Goodreads-Books-Analysis

A data science project to scrape Goodreads data and run a classifier to categorize books as fiction or nonfiction based on the description.

Data Collection:

The Goodreads books data are used as the source of my dataset, as the amount of information they had on their book pages was very comprehensive and in a mostly standard format. I decided to ‘scrape’ the following pieces of information:

Title

Description

Authors

Edition

Format

ISBN

No. of pages

Rating

No. of ratings

No. of reviews

Genres

Book cover image

One of the most popular and easy-to-use packages in Python to collect static data from web pages is BeautifulSoup, which is used in this. The training data was collected from Goodreads' best books ever list found here: https://www.goodreads.com/list/show/1.Best_Books_Ever. The test data used to validate the model was collected from the list of best books of 2018, found here: https://www.goodreads.com/list/best_of_year/2018?id=119307.Best_books_of_2018

Scripts used to scrape data from Goodreads. They should be run in this order:

URL collector
Data collector
Image collector

In case if you don't want to do web scraping for data and want data directly for your model.

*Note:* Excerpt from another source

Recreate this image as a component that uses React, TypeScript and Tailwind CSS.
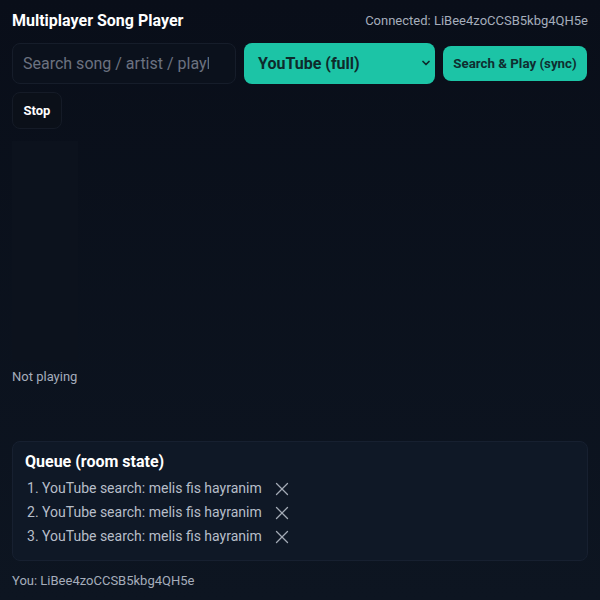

Then you can download data from kaggle:

Best-books-ever: https://www.kaggle.com/datasets/meetnaren/goodreads-best-books?select=book_data.csv

Best-books-of-2018: https://www.kaggle.com/datasets/meetnaren/goodreads-best-books-of-2018?select=book_data.csv

Data Exploration:

Data Exploration of books genres, covers, authors etc is performed for better understanding of the data and understanding the trends in data which can help us in classification.

Models:

Two Recurrent neural network classifiers are used, one is Keras RNN classifier which gives accuracy of around 94% and the other is Pytorch RNN classifier which gives accuracy of around 95%. Both the models are good, but Pytorch RNN classifier is slightly better than Keras RNN classifier.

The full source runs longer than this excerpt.